Entries shown.
☆ ☆ ☆ ☆

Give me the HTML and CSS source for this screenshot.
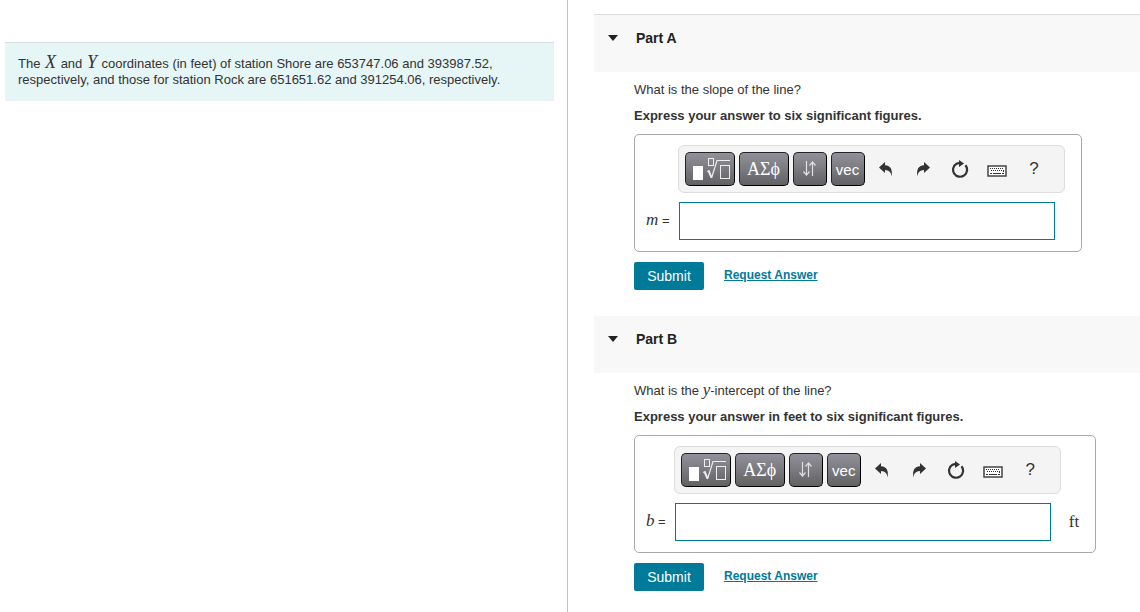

☆ ☆ ☆ ☆

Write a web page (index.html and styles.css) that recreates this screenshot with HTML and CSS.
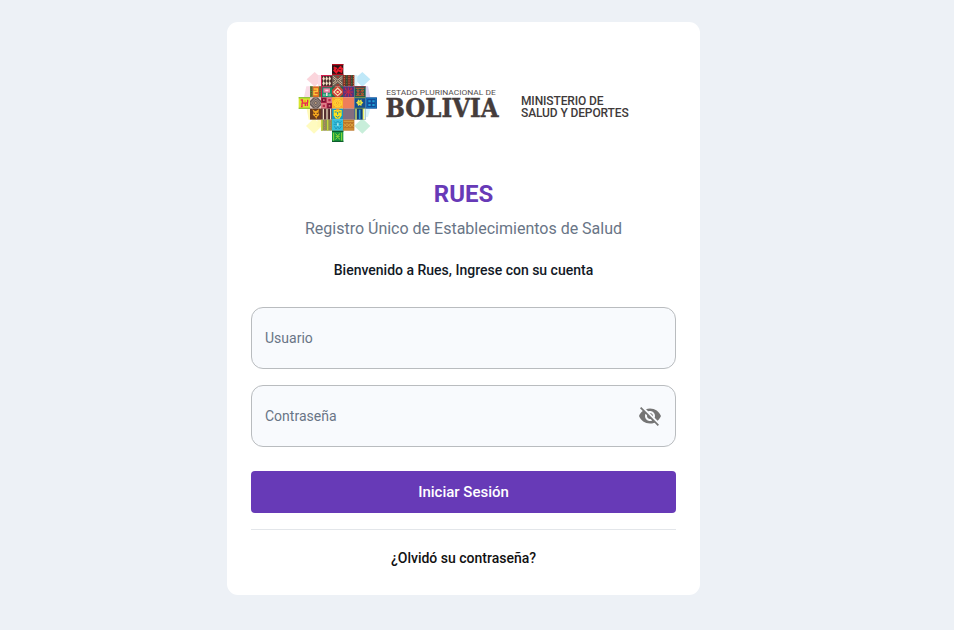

☆ ☆ ☆ ☆

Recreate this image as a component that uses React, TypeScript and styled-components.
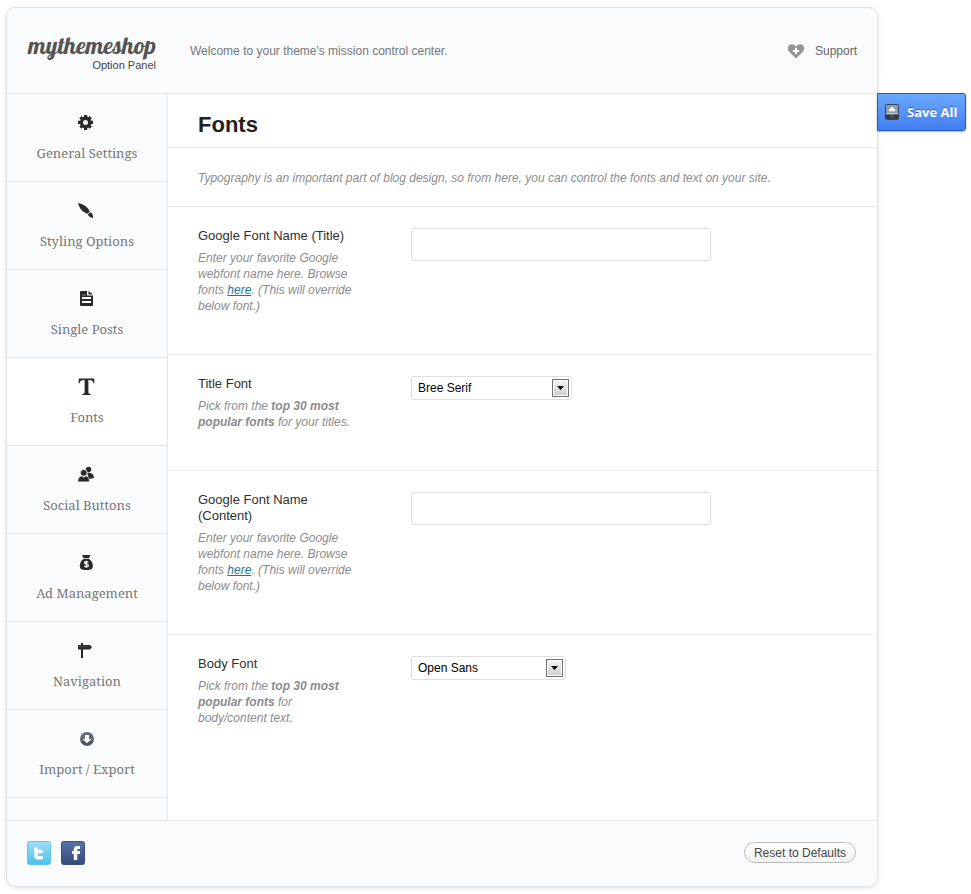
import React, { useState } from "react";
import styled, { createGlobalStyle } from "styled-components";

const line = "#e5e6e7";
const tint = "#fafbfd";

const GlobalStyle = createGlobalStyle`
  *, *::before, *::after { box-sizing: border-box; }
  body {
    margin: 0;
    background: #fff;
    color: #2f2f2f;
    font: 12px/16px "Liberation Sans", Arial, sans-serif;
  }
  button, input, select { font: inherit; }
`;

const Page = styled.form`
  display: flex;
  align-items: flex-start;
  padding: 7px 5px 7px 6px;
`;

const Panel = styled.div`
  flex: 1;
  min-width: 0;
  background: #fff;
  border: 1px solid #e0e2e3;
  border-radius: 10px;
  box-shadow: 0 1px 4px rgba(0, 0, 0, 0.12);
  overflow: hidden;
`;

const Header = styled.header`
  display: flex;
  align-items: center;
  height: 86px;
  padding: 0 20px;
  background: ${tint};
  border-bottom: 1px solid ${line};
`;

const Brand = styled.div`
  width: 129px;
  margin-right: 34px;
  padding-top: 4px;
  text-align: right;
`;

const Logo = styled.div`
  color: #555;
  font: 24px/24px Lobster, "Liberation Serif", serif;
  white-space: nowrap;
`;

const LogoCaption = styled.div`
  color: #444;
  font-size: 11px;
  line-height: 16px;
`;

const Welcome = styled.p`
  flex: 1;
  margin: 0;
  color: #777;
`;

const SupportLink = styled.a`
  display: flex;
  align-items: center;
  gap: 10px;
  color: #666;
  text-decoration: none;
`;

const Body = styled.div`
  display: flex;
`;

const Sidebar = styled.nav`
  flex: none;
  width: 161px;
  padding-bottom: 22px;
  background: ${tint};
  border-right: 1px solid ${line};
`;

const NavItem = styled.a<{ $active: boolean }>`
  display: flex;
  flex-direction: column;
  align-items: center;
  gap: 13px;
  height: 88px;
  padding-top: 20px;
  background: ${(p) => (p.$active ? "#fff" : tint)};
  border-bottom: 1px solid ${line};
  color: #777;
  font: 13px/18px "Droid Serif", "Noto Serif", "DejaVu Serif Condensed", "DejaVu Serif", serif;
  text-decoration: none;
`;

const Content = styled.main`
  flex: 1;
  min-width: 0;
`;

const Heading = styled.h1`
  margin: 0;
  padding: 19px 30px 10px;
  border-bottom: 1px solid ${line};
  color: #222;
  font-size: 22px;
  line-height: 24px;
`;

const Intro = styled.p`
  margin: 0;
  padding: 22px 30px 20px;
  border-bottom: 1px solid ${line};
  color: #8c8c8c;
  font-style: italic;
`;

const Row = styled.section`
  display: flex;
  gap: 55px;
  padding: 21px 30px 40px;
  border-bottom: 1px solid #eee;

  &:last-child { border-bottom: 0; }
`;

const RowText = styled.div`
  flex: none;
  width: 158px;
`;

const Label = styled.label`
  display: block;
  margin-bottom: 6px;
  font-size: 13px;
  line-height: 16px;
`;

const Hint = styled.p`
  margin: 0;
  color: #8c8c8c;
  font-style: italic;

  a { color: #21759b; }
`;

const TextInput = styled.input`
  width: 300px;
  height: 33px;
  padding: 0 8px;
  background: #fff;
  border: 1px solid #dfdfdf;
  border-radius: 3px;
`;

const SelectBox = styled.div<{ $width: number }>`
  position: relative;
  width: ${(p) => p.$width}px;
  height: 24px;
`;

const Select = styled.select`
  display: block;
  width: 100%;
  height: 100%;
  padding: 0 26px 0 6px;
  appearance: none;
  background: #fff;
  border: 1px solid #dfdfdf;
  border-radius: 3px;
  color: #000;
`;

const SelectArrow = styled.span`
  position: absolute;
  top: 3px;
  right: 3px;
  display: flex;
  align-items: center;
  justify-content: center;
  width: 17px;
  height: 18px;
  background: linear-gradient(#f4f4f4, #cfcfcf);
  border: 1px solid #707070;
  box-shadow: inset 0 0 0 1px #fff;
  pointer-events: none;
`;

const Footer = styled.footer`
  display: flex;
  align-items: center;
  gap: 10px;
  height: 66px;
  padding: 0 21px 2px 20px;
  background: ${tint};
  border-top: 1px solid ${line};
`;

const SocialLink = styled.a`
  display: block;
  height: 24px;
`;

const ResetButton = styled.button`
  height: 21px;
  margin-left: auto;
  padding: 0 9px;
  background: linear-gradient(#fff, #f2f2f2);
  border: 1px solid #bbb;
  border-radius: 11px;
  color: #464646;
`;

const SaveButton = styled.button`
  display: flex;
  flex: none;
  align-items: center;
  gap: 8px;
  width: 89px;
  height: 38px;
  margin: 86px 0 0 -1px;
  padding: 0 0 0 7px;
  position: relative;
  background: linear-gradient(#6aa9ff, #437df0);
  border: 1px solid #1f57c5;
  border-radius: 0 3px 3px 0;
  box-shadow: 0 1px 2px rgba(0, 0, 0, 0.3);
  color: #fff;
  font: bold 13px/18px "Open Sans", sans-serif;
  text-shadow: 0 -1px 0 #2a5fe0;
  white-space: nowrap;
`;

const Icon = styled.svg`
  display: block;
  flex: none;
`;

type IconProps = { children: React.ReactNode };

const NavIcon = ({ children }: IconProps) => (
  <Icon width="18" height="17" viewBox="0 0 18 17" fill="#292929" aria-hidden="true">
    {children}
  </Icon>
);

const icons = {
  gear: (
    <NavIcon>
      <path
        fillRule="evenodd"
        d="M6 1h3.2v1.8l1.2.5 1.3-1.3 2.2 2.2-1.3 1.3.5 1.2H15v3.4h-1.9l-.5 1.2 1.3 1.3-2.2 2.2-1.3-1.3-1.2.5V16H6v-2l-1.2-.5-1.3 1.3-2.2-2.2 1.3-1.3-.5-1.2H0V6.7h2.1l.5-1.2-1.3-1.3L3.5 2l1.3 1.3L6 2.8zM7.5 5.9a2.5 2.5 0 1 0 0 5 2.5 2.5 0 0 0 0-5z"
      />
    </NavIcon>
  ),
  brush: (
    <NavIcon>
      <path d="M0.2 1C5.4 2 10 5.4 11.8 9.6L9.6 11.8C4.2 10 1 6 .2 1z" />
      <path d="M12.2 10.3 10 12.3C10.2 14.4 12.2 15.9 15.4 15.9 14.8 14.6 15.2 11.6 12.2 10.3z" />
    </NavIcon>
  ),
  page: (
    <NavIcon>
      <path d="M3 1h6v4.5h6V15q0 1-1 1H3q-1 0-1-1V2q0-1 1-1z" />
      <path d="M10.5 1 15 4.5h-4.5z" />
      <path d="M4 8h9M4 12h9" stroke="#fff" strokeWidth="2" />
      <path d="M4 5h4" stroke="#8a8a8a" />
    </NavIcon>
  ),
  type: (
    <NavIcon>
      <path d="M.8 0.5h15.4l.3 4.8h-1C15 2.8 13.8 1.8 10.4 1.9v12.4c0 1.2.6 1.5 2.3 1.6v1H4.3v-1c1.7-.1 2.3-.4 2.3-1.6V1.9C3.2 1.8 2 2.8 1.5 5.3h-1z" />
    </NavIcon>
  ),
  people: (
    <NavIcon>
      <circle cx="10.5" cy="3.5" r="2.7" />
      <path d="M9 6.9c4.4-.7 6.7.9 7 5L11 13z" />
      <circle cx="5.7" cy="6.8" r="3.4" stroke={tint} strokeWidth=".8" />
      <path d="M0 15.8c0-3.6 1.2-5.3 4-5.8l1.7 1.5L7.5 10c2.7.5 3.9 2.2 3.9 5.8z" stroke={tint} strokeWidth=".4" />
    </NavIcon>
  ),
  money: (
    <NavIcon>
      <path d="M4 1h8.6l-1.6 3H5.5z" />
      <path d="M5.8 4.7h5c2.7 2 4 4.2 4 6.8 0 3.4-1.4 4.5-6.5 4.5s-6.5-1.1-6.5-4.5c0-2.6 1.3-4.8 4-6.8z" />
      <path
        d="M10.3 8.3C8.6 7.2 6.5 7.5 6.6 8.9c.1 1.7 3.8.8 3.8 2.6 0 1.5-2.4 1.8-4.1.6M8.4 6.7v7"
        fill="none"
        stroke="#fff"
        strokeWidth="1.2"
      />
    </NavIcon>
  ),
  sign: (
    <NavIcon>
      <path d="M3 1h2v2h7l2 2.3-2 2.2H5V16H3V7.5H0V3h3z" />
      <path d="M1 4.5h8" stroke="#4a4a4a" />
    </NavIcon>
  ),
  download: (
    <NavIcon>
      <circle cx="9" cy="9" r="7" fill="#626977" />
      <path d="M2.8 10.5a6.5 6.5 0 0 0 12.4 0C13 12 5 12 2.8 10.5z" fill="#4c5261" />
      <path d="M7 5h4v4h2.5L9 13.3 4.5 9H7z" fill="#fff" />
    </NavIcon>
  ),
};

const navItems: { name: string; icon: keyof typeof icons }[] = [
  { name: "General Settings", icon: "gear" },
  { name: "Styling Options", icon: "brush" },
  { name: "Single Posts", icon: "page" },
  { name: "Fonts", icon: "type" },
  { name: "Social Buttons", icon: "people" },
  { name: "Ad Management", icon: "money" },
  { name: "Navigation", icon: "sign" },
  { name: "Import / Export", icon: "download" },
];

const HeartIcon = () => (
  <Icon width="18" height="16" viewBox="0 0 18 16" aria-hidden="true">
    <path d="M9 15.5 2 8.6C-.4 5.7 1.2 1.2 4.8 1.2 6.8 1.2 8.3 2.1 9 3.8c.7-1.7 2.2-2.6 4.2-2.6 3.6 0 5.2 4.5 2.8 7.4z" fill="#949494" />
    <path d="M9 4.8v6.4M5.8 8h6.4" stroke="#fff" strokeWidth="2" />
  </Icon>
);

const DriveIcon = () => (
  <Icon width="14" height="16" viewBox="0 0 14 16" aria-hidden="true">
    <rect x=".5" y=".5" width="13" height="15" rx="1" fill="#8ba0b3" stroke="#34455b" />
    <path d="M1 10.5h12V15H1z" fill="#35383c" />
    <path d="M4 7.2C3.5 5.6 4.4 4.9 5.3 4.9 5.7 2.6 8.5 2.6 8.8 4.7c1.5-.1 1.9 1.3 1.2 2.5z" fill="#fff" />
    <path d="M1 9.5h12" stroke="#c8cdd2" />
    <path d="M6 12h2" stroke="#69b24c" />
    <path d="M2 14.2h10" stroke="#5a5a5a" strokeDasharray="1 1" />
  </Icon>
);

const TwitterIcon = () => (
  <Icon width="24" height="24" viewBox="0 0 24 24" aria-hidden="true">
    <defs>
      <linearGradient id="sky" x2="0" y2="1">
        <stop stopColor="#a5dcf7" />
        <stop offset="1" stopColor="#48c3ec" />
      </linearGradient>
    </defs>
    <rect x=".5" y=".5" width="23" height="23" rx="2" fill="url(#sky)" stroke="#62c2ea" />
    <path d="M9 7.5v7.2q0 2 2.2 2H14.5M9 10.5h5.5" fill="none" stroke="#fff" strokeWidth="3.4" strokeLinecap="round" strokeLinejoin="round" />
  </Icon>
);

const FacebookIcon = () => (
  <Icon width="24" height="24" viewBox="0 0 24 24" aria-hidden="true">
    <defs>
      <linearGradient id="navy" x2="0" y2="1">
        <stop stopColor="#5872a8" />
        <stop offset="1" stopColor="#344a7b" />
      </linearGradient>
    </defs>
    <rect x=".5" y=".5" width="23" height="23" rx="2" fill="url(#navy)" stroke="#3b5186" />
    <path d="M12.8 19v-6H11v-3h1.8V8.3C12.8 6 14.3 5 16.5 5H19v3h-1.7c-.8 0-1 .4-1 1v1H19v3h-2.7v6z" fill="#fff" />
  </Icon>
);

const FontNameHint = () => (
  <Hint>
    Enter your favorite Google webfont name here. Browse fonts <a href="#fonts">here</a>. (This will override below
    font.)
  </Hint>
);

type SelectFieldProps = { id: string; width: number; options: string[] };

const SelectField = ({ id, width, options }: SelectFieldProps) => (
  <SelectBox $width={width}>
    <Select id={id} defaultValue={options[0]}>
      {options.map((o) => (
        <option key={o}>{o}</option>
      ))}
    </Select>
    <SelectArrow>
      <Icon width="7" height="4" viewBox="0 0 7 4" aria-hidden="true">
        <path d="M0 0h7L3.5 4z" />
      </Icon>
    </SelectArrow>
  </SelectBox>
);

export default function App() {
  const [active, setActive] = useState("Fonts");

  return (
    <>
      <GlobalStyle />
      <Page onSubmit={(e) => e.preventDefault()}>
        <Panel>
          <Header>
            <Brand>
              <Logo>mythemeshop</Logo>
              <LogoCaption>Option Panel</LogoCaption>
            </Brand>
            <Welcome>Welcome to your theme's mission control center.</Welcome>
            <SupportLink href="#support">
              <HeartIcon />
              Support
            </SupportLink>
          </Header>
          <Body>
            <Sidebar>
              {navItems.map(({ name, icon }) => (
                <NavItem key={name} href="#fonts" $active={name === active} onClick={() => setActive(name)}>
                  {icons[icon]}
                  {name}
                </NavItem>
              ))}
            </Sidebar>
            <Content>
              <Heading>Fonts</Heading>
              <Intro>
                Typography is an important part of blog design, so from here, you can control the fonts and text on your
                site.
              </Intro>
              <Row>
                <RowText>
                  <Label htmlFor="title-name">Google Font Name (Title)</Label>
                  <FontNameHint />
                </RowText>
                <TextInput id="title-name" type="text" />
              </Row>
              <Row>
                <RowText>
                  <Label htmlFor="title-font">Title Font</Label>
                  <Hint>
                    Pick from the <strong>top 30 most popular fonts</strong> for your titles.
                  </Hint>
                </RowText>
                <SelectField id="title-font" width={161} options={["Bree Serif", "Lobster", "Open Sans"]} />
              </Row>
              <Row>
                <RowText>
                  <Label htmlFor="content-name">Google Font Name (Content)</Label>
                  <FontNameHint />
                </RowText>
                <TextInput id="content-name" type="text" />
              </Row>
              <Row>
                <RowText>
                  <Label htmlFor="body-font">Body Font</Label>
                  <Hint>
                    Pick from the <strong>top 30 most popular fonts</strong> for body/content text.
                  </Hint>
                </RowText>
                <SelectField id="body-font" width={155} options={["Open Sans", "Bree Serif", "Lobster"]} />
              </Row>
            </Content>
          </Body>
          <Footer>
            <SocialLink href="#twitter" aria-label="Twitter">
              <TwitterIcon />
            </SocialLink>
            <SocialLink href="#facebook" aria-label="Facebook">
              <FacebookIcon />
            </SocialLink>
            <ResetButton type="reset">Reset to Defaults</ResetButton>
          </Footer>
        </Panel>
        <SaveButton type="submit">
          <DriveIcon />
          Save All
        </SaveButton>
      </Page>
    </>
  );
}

☆ ☆ ☆ ☆

Exercise prompt. Which lines above contain the word "React"? Copy each of them.

Final result.
Recreate this image as a component that uses React, TypeScript and styled-components.
import React, { useState } from "react";
type IconProps = { children: React.ReactNode };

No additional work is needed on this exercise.